Ora, nada tem de arbitrário que se consagre a irrecorribilidade de decisões que conduzem à qualificação da insolvência como fortuita perante a convergência de posição daquelas entidades legitimadas neste domínio específico para defender o interesse geral da comunidade e o interesse comum dos credores. Mesmo que não cobre grande sentido invocar a este propósito a especial celeridade que caracteriza o processo de insolvência porque o incidente tem autonomia, não interferindo com a gestão da massa, a liquidação do activo ou a verificação de créditos, trata-se de decisões que não aplicam sanções, caindo no espaço geral de discricionariedade legislativa em matéria de recursos. Aliás, a situação inversa, de qualificação da insolvência como culposa é que pode justificar imperatividade constitucional de duplo grau de jurisdição pelas consequências agressivas que comporta (cfr.

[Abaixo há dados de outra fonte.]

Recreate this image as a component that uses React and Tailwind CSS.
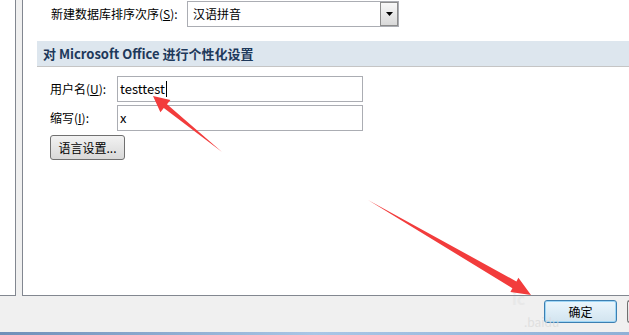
import React from "react";

const font = { fontFamily: '"Noto Sans CJK SC", "Liberation Sans", sans-serif' };

const App = () => {
  return (
    <div
      className="relative flex h-[335px] w-[629px] flex-col overflow-hidden bg-[#f0f0f0] text-[12px] text-black"
      style={font}
    >
      <div className="flex h-[296px] shrink-0">
        {/* left sidebar panel */}
        <div className="w-[16px] shrink-0 border-r border-b border-[#828790] bg-white" />
        <div className="w-[6px] shrink-0" />

        {/* main panel */}
        <div className="flex flex-1 flex-col border-l border-b border-[#828790] bg-white">
          <div className="mt-[1px] flex h-[26px] items-center">
            <span className="ml-[28px] w-[136px] leading-none">
              新建数据库排序次序(<span className="underline">S</span>):
            </span>
            <div className="flex h-[26px] w-[212px] items-stretch border border-[#abadb3] bg-white">
              <span className="flex flex-1 items-center pl-[5px]">汉语拼音</span>
              <div className="flex w-[18px] items-center justify-center border border-[#8c8c8c] bg-gradient-to-b from-[#f8f8f8] to-[#d9d9d9]">
                <svg width="7" height="4" viewBox="0 0 7 4">
                  <path d="M0 0h7L3.5 4z" fill="#000" />
                </svg>
              </div>
            </div>
            <div className="flex-1" />
          </div>

          <div className="ml-[14px] mt-[14px] flex h-[26px] items-center border-b border-[#c5c5c5] bg-[#dde6ee] pl-[6px]">
            <span className="text-[13px] font-bold text-[#1e395b]">
              对 Microsoft Office 进行个性化设置
            </span>
          </div>

          <div className="ml-[27px] mt-[9px] flex flex-col gap-[3px]">
            <div className="flex items-center">
              <span className="w-[67px]">
                用户名(<span className="underline">U</span>):
              </span>
              <div className="flex h-[26px] w-[246px] items-center border border-[#abadb3] pl-[2px]">
                <span className="text-[13px]">testtest</span>
                <span className="ml-[1px] h-[16px] w-[1px] bg-black" />
              </div>
            </div>
            <div className="flex items-center">
              <span className="w-[67px]">
                缩写(<span className="underline">I</span>):
              </span>
              <div className="flex h-[26px] w-[246px] items-center border border-[#abadb3] pl-[2px]">
                <span className="text-[13px]">x</span>
              </div>
            </div>
            <button className="mt-[1px] flex h-[25px] w-[75px] items-center justify-center rounded-[3px] border border-[#707070] bg-gradient-to-b from-[#f2f2f2] to-[#d8d8d8] text-[12px]">
              语言设置...
            </button>
          </div>
        </div>
      </div>

      {/* bottom button bar */}
      <div className="flex flex-1 items-start overflow-hidden pt-[4px] pl-[544px]">
        <button className="h-[23px] w-[73px] shrink-0 rounded-[3px] border border-[#3c7fb1] bg-gradient-to-b from-[#eaf6fd] to-[#d2e4ef] text-[12px] shadow-[inset_0_0_0_1px_#9ed6f6]">
          确定
        </button>
        <div className="ml-[10px] h-[23px] w-[20px] shrink-0 rounded-l-[3px] border-y border-l border-[#707070] bg-gradient-to-b from-[#f2f2f2] to-[#dcdcdc]" />
      </div>
      <div className="h-[3px] shrink-0 bg-gradient-to-r from-[#6f8fb8] via-[#a9c6e6] to-[#8fb0d6]" />

      {/* watermark */}
      <span className="pointer-events-none absolute left-[524px] top-[313px] text-[12px] text-[#dcdcdc] opacity-80">
        .baidu
      </span>
      <span className="pointer-events-none absolute left-[512px] top-[286px] text-[16px] font-bold text-[#e6e6e6] opacity-70">
        ic
      </span>

      {/* annotation arrows */}
      <svg className="pointer-events-none absolute left-0 top-0" width="629" height="335">
        <polygon
          points="153,96 160.4,112.3 163.8,108 222,152 167,104.2 170.4,99.9"
          fill="#f23c3c"
        />
        <polygon
          points="531,295 510.4,292 512.4,288.2 368,200 516.4,281.4 518.4,277.8"
          fill="#f23c3c"
        />
      </svg>
    </div>
  );
};

export default App;
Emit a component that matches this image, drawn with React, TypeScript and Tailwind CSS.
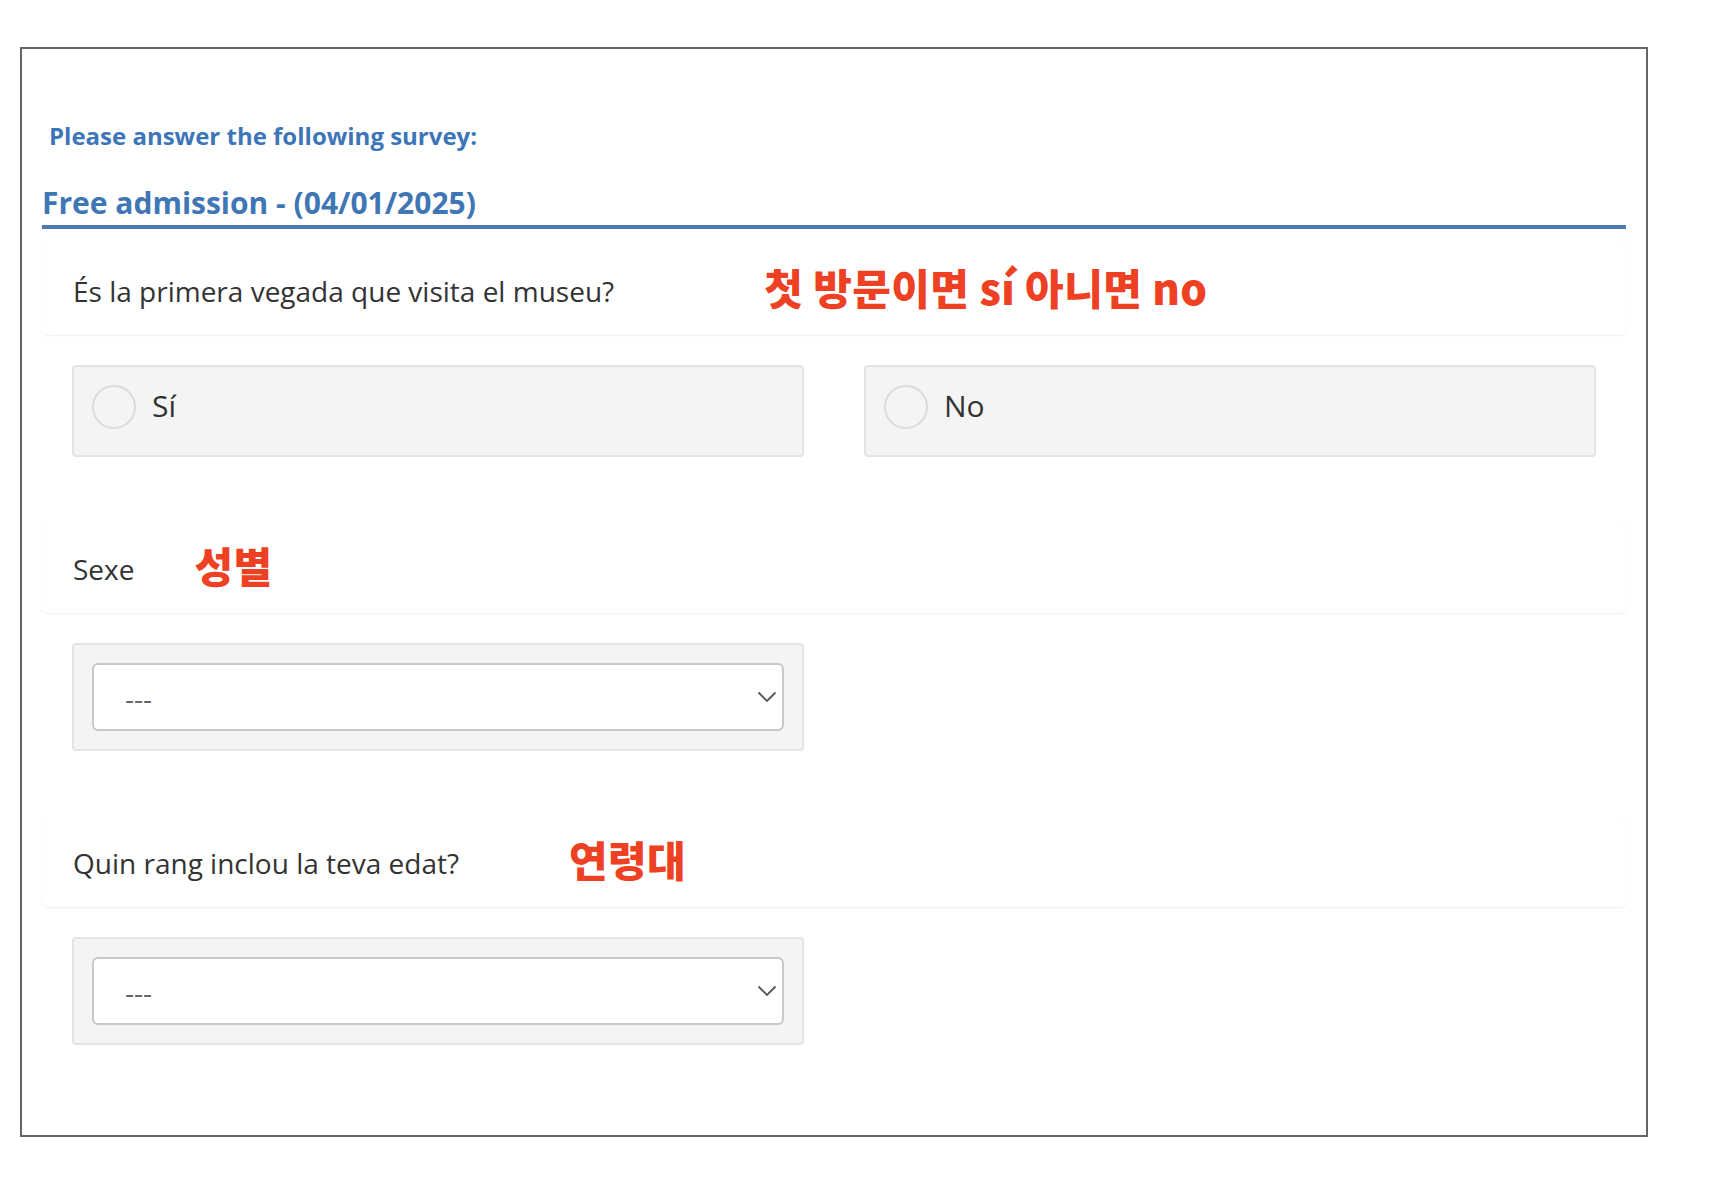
import { ChangeEvent, useState } from 'react';

const fontOpen = '[font-family:"Open_Sans",sans-serif]';

const QuestionCard = ({ label, note, noteGap, className }: { label: string; note: string; noteGap: string; className: string }) => (
  <div className={`flex h-[89px] items-center rounded-md bg-white pl-[31px] shadow-[0_1px_2px_rgba(0,0,0,0.07)] ${className}`}>
    <span className="text-[28px] leading-none text-[#333]">{label}</span>
    <span className={`text-[42px] font-black leading-none tracking-[0.4px] text-[#ee4123] -mt-[8px] [font-family:"Noto_Sans_CJK_KR",sans-serif] ${noteGap}`}>{note}</span>
  </div>
);

const RadioBox = ({ label, checked, onPick }: { label: string; checked: boolean; onPick: () => void }) => (
  <label className="flex h-[92px] w-[732px] cursor-pointer items-start rounded-[4px] border-2 border-[#e4e4e4] bg-[#f4f4f4] pl-[18px] pt-[18px]">
    <input type="radio" checked={checked} onChange={onPick} className="h-[44px] w-[44px] appearance-none rounded-full border-2 border-[#dcdad5] bg-[#f4f4f4] checked:bg-[#3c76b8]" />
    <span className="ml-[16px] mt-[3px] text-[30px] leading-[36px] text-[#333]">{label}</span>
  </label>
);

const SelectBox = ({ value, onChange, className }: { value: string; onChange: (e: ChangeEvent<HTMLSelectElement>) => void; className: string }) => (
  <div className={`h-[108px] w-[732px] rounded-[4px] border-2 border-[#e4e4e4] bg-[#f4f4f4] pl-[18px] pt-[18px] ${className}`}>
    <div className="relative h-[68px] w-[692px]">
      <select value={value} onChange={onChange} className="h-full w-full appearance-none rounded-[6px] border-2 border-[#c8c8c8] bg-white pl-[31px] pt-[2px] text-[28px] text-[#666] outline-none">
        <option value="">---</option>
      </select>
      <svg className="pointer-events-none absolute right-[7px] top-[28px]" width="20" height="12" viewBox="0 0 20 12" fill="none">
        <path d="M1.5 1.5 L10 10 L18.5 1.5" stroke="#555" strokeWidth="1.8" />
      </svg>
    </div>
  </div>
);

const App = () => {
  const [first, setFirst] = useState('');
  const [sex, setSex] = useState('');
  const [age, setAge] = useState('');

  return (
    <div className={`min-h-[1184px] bg-white pl-[20px] pt-[47px] ${fontOpen}`}>
      <div className="h-[1090px] w-[1628px] border-2 border-[#666] pl-[20px] pr-[20px] pt-[69px]">
        <p className="pl-[7px] text-[24px] font-bold leading-[36px] text-[#3c76b8]">Please answer the following survey:</p>

        <h2 className="mt-[28px] border-b-4 border-[#4a7ab5] pb-[1px] text-[30px] font-bold leading-[42px] text-[#3f76b4]">Free admission - (04/01/2025)</h2>

        <QuestionCard label="És la primera vegada que visita el museu?" note="첫 방문이면 sí 아니면 no" noteGap="ml-[150px]" className="mt-[17px]" />

        <div className="mt-[30px] flex gap-[60px] pl-[30px]">
          <RadioBox label="Sí" checked={first === 'si'} onPick={() => setFirst('si')} />
          <RadioBox label="No" checked={first === 'no'} onPick={() => setFirst('no')} />
        </div>

        <QuestionCard label="Sexe" note="성별" noteGap="ml-[60px]" className="mt-[67px]" />
        <div className="pl-[30px]">
          <SelectBox value={sex} onChange={(e) => setSex(e.target.value)} className="mt-[30px]" />
        </div>

        <QuestionCard label="Quin rang inclou la teva edat?" note="연령대" noteGap="ml-[110px]" className="mt-[67px]" />
        <div className="pl-[30px]">
          <SelectBox value={age} onChange={(e) => setAge(e.target.value)} className="mt-[30px]" />
        </div>
      </div>
    </div>
  );
};

export default App;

Gomes Canotilho, Direito Constitucional e Teoria da Constituição, 5.ª ed., pág. 661).
Em conclusão, a norma do n.º 4 do artigo 188.º do CIRE não viola os artigos 20.º, n.ºs 1 e 2 e 202.º da Constituição, (i) quer no segmento em que estabelece que, se tanto o administrador da insolvência como o Ministério Público propuseram a qualificação da insolvência como fortuita, o juiz profere decisão nesse sentido mesmo que haja interessados que tenham manifestado posição diversa, (ii) quer no segmento em que considera tal decisão irrecorrível.
Consequentemente, a decisão recorrida não pode manter-se na parte em que recusou aplicação à referida norma, que não se julga inconstitucional.
III. Decisão
Pelo exposto, concedendo provimento ao recurso, determina-se a reforma do acórdão recorrido em conformidade com o agora decidido quanto à questão de constitucionalidade.
Sem custas.
Lisboa, 7 de Julho de 2011. – Vítor Gomes – Carlos Fernandes Cadilha – Maria Lúcia Amaral – Ana Maria Guerra Martins – Gil Galvão.